# AIM
Among the lines of this listing, determine how many contain the string "page". Answer with the number only.
▶
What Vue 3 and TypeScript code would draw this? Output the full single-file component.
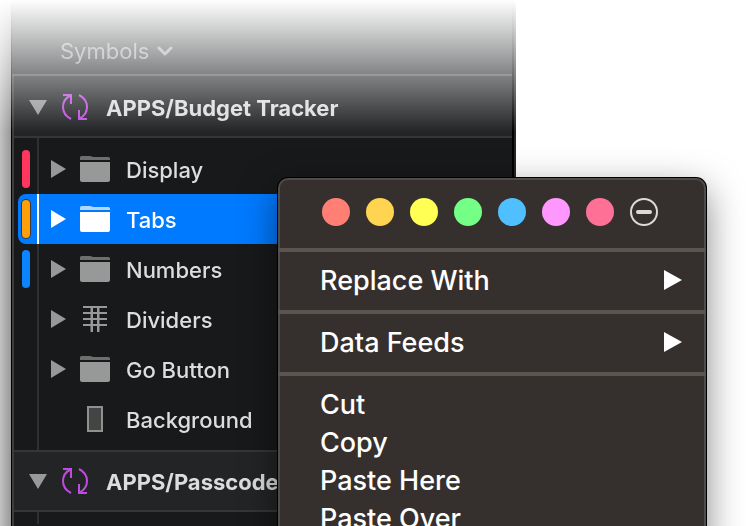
<script setup lang="ts">
type Layer = {
  name: string
  icon: 'folder' | 'grid' | 'rect'
  tag?: string
  selected?: boolean
}

const budgetLayers: Layer[] = [
  { name: 'Display', icon: 'folder', tag: 'red' },
  { name: 'Tabs', icon: 'folder', tag: 'orange', selected: true },
  { name: 'Numbers', icon: 'folder', tag: 'blue' },
  { name: 'Dividers', icon: 'grid' },
  { name: 'Go Button', icon: 'folder' },
  { name: 'Background', icon: 'rect' },
]

const groups: { name: string; layers: Layer[] }[] = [
  { name: 'APPS/Budget Tracker', layers: budgetLayers },
  { name: 'APPS/Passcode', layers: [] },
]

const colours = ['coral', 'amber', 'yellow', 'green', 'blue', 'violet', 'pink']
const submenus = ['Replace With', 'Data Feeds']
const commands = ['Cut', 'Copy', 'Paste Here', 'Paste Over']
</script>

<template>
  <main class="page">
    <div class="fade">
      <section class="panel" aria-label="Layers">
        <header class="panel-head">
          <button class="filter" type="button">
            Symbols
            <svg class="chevron" viewBox="0 0 16 10" width="16" height="10">
              <path d="M2 2l6 6 6-6" />
            </svg>
          </button>
        </header>
        <div v-for="group in groups" :key="group.name" class="group">
          <button class="group-head" type="button">
            <svg class="caret-down" viewBox="0 0 18 15" width="18" height="15">
              <path d="M0 0h18L9 15z" />
            </svg>
            <svg class="symbol" viewBox="0 0 28 28" width="28" height="28">
              <path d="M2 2h8v9M9.500 2.500C4.500 5 2 9 2 14c0 5.500 3 9.500 8 12" />
              <path d="M26 26h-8v-9M18.500 25.500C23.500 23 26 19 26 14c0-5.500-3-9.500-8-12" />
            </svg>
            <span class="label">{{ group.name }}</span>
          </button>
          <ul class="layers">
            <li v-for="layer in group.layers" :key="layer.name">
              <button class="layer" :class="{ selected: layer.selected }" type="button">
                <span class="gutter"><i v-if="layer.tag" class="tag" :class="layer.tag"></i></span>
                <svg class="caret" :class="{ hidden: layer.icon === 'rect' }" viewBox="0 0 15 18" width="15" height="18">
                  <path d="M0 0l15 9-15 9z" />
                </svg>
                <svg class="icon" viewBox="0 0 30 26" width="30" height="26">
                  <template v-if="layer.icon === 'folder'">
                    <path class="back" d="M0 4V1.500Q0 0 1.500 0H10q1 0 2 .5 1 .5 2 .5H28.500q1.500 0 1.500 1.500V4z" />
                    <path class="front" d="M0 6h30v18q0 2-2 2H2q-2 0-2-2z" />
                  </template>
                  <path
                    v-else-if="layer.icon === 'grid'"
                    class="front"
                    d="M3 0h24v2H3zM3 6h24v2H3zM3 12h24v2H3zM3 18h24v2H3zM10.500 0h2.500v26h-2.500zM17 0h2.500v26h-2.500z"
                  />
                  <rect v-else class="shape" x="8" y="1" width="14" height="24" />
                </svg>
                <span class="label">{{ layer.name }}</span>
              </button>
            </li>
          </ul>
        </div>
      </section>
    </div>

    <div class="menu" role="menu">
      <div class="swatches">
        <button v-for="c in colours" :key="c" class="swatch" :class="c" type="button" :aria-label="c"></button>
        <button class="clear" type="button" aria-label="No colour">
          <svg viewBox="0 0 28 28" width="28" height="28">
            <circle cx="14" cy="14" r="13" />
            <path d="M8 14h12" />
          </svg>
        </button>
      </div>
      <div v-for="item in submenus" :key="item" class="section">
        <button class="item" type="button" role="menuitem">
          {{ item }}
          <svg viewBox="0 0 18 20" width="18" height="20"><path d="M0 0l18 10L0 20z" /></svg>
        </button>
      </div>
      <div class="section">
        <button v-for="item in commands" :key="item" class="item" type="button" role="menuitem">{{ item }}</button>
      </div>
    </div>
  </main>
</template>

<style>
body {
  margin: 0;
  background: #fff;
}
</style>

<style scoped>
.page {
  position: relative;
  height: 100vh;
  overflow: hidden;
  font-family: Inter, "Liberation Sans", sans-serif;
}
button {
  margin: 0;
  padding: 0;
  border: 0;
  background: none;
  color: inherit;
  font: inherit;
  text-align: left;
}
svg {
  display: block;
  flex: none;
}
.fade {
  box-sizing: border-box;
  width: calc(100% - 230px);
  height: 100%;
  padding-left: 11px;
  overflow: hidden;
  background: linear-gradient(90deg, #c2c2c2, #989898 11px);
  mask-image: linear-gradient(transparent, #000 132px);
}
.panel {
  box-sizing: border-box;
  min-height: 100%;
  border-left: 1px solid #000;
  border-right: 2px solid #262626;
  background: #17191a;
  box-shadow: inset 2px 0 #3b3c3e, inset -2px 0 #000;
  font-size: 22px;
  font-weight: 500;
  color: #dcdddd;
}
.panel-head {
  display: flex;
  box-sizing: border-box;
  height: 76px;
  margin-right: 2px;
  padding: 28px 0 0 48px;
  border-bottom: 2px solid #4a4c4e;
  background: #222426;
}
.filter {
  display: flex;
  align-items: center;
  gap: 8px;
  height: 46px;
  color: #929495;
  font-weight: 400;
}
.chevron {
  fill: none;
  stroke: currentColor;
  stroke-width: 3;
  stroke-linecap: round;
  stroke-linejoin: round;
}
.group-head {
  display: flex;
  align-items: center;
  box-sizing: border-box;
  width: calc(100% - 4px);
  height: 62px;
  margin-left: 2px;
  padding-left: 15px;
  border-bottom: 2px solid #343638;
  background: #222426;
  font-weight: 700;
}
.panel-head + .group .group-head {
  padding-top: 2px;
}
.group + .group .group-head {
  border-top: 2px solid #343638;
}
.label {
  padding-top: 2px;
}
.caret-down {
  margin-right: 14px;
  fill: #97999a;
}
.symbol {
  margin-right: 17px;
  fill: none;
  stroke: #c04be0;
  stroke-width: 2;
}
.layers {
  margin: 0 2px;
  padding: 6px 0;
  list-style: none;
  background: linear-gradient(#2e3032, #2e3032) 23px 0 / 2px 100% no-repeat;
}
.layer {
  display: flex;
  align-items: center;
  width: calc(100% - 4px);
  height: 50px;
  margin-left: 4px;
}
.gutter {
  display: flex;
  align-items: center;
  box-sizing: border-box;
  width: 21px;
  height: 100%;
  margin-right: 12px;
  padding-left: 4px;
}
.tag {
  width: 8px;
  height: 38px;
  border-radius: 4px;
}
.tag.red { background: #ff375f; }
.tag.orange { background: #ff9f0a; box-shadow: 0 0 0 1px #3a3a3c; }
.tag.blue { background: #0a84ff; }
.caret {
  margin-right: 14px;
  fill: #979998;
}
.hidden { visibility: hidden; }
.icon { margin-right: 16px; }
.front { fill: #979998; }
.back { fill: #6d6f6e; }
.shape {
  fill: #444;
  stroke: #8f918f;
  stroke-width: 2;
}
.selected {
  border-radius: 8px 0 0 8px;
  background: #007aff;
  color: #fff;
}
.selected .gutter { border-right: 2px solid #fff; }
.selected .caret,
.selected .front { fill: #fff; }
.selected .back { fill: #b3d7ff; }
.menu {
  position: absolute;
  top: 178px;
  left: 278px;
  box-sizing: border-box;
  width: 428px;
  border: 2px solid #504c49;
  border-radius: 10px;
  background: #35302d;
  box-shadow: 0 0 0 1px #000, 0 12px 36px rgba(0, 0, 0, 0.5);
  color: #fff;
  font-size: 27px;
  font-weight: 500;
}
.swatches {
  display: flex;
  gap: 16px;
  padding: 18px 42px 22px;
}
.swatch {
  width: 28px;
  height: 28px;
  border-radius: 50%;
}
.coral { background: #ff7f74; }
.amber { background: #ffd450; }
.yellow { background: #ffff54; }
.green { background: #74ff87; }
.blue { background: #4fbfff; }
.violet { background: #ff97ff; }
.pink { background: #ff7096; }
.clear svg {
  fill: none;
  stroke: #dcdad6;
  stroke-width: 2;
}
.clear path {
  stroke-width: 4;
  stroke-linecap: round;
}
.section {
  margin: 0 -2px;
  padding: 9px 24px 11px 42px;
  border-top: 4px solid #5a5551;
  box-shadow: inset 2px 0 #504c49, inset -2px 0 #504c49;
}
.item {
  display: flex;
  align-items: center;
  justify-content: space-between;
  width: 100%;
  height: 38px;
}
.item svg { fill: #fff; }
</style>
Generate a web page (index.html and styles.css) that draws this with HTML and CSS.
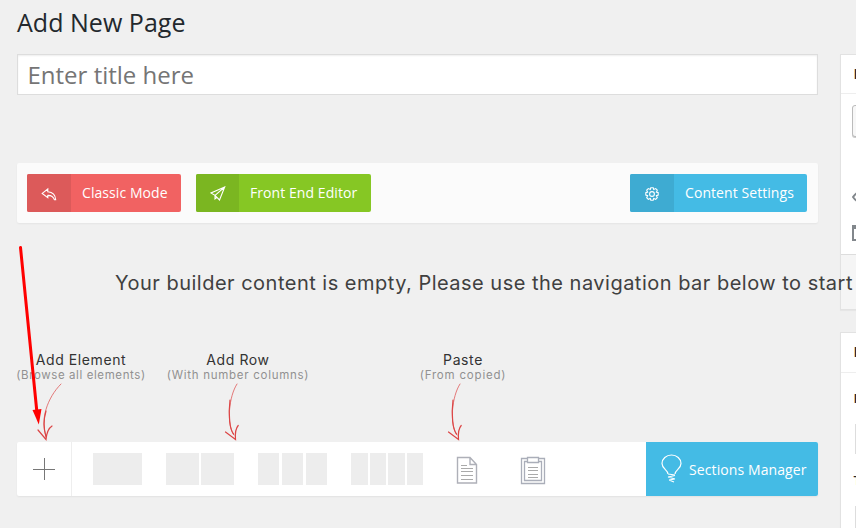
◀
# CORRECT ANSWER
3